I personally recommend starting with something a lot of people here are familiar with. Dmsnyder has a San Joaquin Sourdough on this site that is often baked. This also means it would be easy to ask him questions if you needed to. Another one that I like and bake a lot is Jeffrey Hamelman’s Vermont Sourdough. There is a great write up on this one here:

http://www.wildyeastblog.com/2007/07/08/my-new-favorite-sourdough/

There is also a more sour version on the site based on Hamelman's Vermont Sourdough With Increased Whole Grain.

Most recipes can be changed from boule to batard or vice-versa.

Make sure your starter is active.

makebreadnet's picture
makebreadnet

So I would try a few things as it seems the process is a bit rushed.

At 80% hydration, you should have tons of open holes in the crumb so I'm thinking you are rushing or really degassing the dough when you shape.

Step 1: Make a dough at about 60-65% hydration (500g flour, 300g water, .5tbs yeast, 10g salt).  knead about 10 minutes until soft and uniform.
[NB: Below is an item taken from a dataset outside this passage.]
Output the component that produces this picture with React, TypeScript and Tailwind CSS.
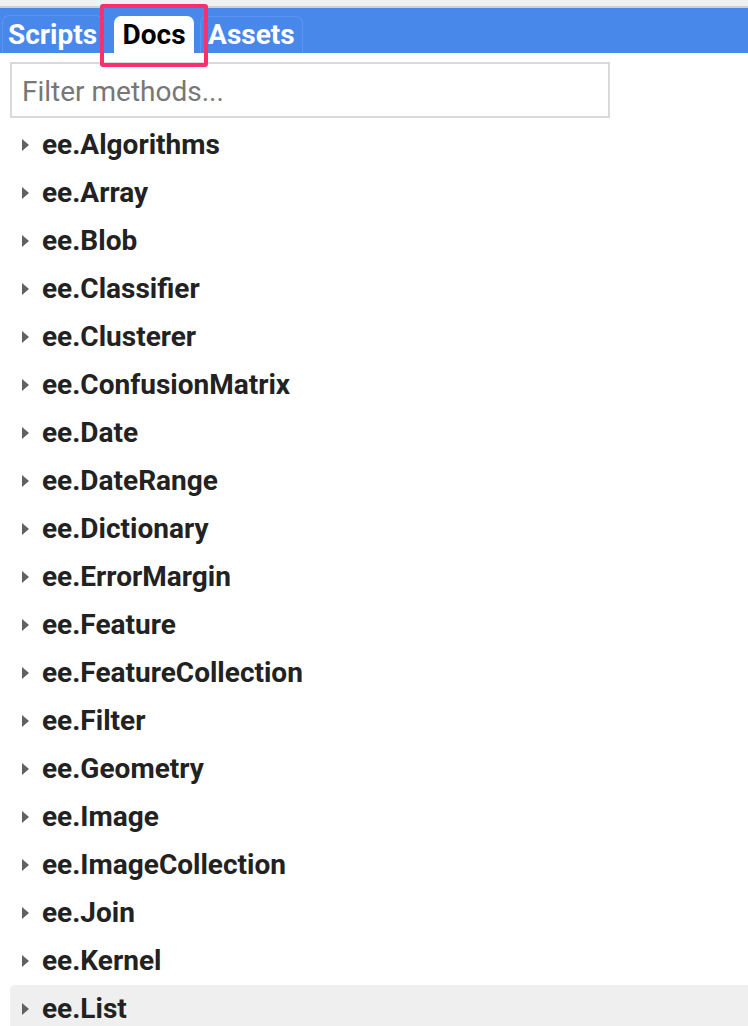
const items = [
  "ee.Algorithms",
  "ee.Array",
  "ee.Blob",
  "ee.Classifier",
  "ee.Clusterer",
  "ee.ConfusionMatrix",
  "ee.Date",
  "ee.DateRange",
  "ee.Dictionary",
  "ee.ErrorMargin",
  "ee.Feature",
  "ee.FeatureCollection",
  "ee.Filter",
  "ee.Geometry",
  "ee.Image",
  "ee.ImageCollection",
  "ee.Join",
  "ee.Kernel",
  "ee.List",
];

function Caret() {
  return (
    <svg width="9" height="14" viewBox="0 0 9 14" className="shrink-0">
      <path d="M1 1 L8 7 L1 13 Z" fill="#616161" />
    </svg>
  );
}

export default function App() {
  return (
    <div className="w-[748px] h-[1026px] overflow-hidden bg-white font-['Roboto',sans-serif]">
      <div className="h-[6px] bg-[#f1f1f1]" />
      <div className="h-[2px] bg-[#cfcfcf]" />
      <div className="relative h-[45px] bg-[#4888eb] flex items-end pl-[2px]">
        <div className="h-[38px] px-[5px] rounded-t-[7px] border border-b-0 border-[#5b95ee] flex items-center text-white font-bold text-[28px] leading-none">
          Scripts
        </div>
        <div className="ml-[11px] h-[37px] w-[80px] rounded-t-[7px] bg-white flex items-center justify-center text-black font-bold text-[28px] leading-none">
          Docs
        </div>
        <div className="ml-[6px] h-[37px] px-[7px] rounded-t-[7px] border border-b-0 border-[#5b95ee] flex items-center text-white font-bold text-[28px] leading-none">
          Assets
        </div>
        <div className="absolute left-[100px] top-[-4px] w-[108px] h-[63px] border-[4px] border-[#fb2e6e] rounded-[3px]" />
      </div>
      <div className="px-[10px] pt-[9px]">
        <div className="w-[600px] h-[56px] border-2 border-[#d9d9d9] flex items-center pt-[4px] px-[10px] text-[28px] text-[#777]">
          Filter methods...
        </div>
      </div>
      <div className="pt-[3px] pl-[10px]">
        {items.map((name, i) => (
          <div
            key={name}
            className={
              "h-[48px] flex items-center gap-[12px] pl-[11px] " +
              (i === items.length - 1 ? "bg-[#efefef] rounded-tl-[5px]" : "")
            }
          >
            <Caret />
            <span className="text-[28px] leading-none font-bold text-[#222]">{name}</span>
          </div>
        ))}
      </div>
    </div>
  );
}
Step 2: Let it rest for an hour, punch it down and divide it if it's too big for one loaf for you.  Looks like you have a medium proofing basket so maybe divide in half and roll each half in to a ball and let them rest for another 10 minutes.

With this level of hydration, you should be ready to pre-shape then final shape before.

Look at youtube for pre-shaping and shaping videos.  Sounds to me like you may be rushing too much or the bread may be too wet for you to handle.

amberartisan's picture
amberartisan

If this is a sourdough, I would say that the culture was underactive. That would tend to promote tight crumb structures. Underproofed as well.

Maverick's picture
Maverick

That is a good question. If this was sourdough then that would definitely explain some things.

Mini Oven's picture
Mini Oven

Then it would be greatly under-proofed.  As sourdough would take longer to rise. I would go so far to say twice as long.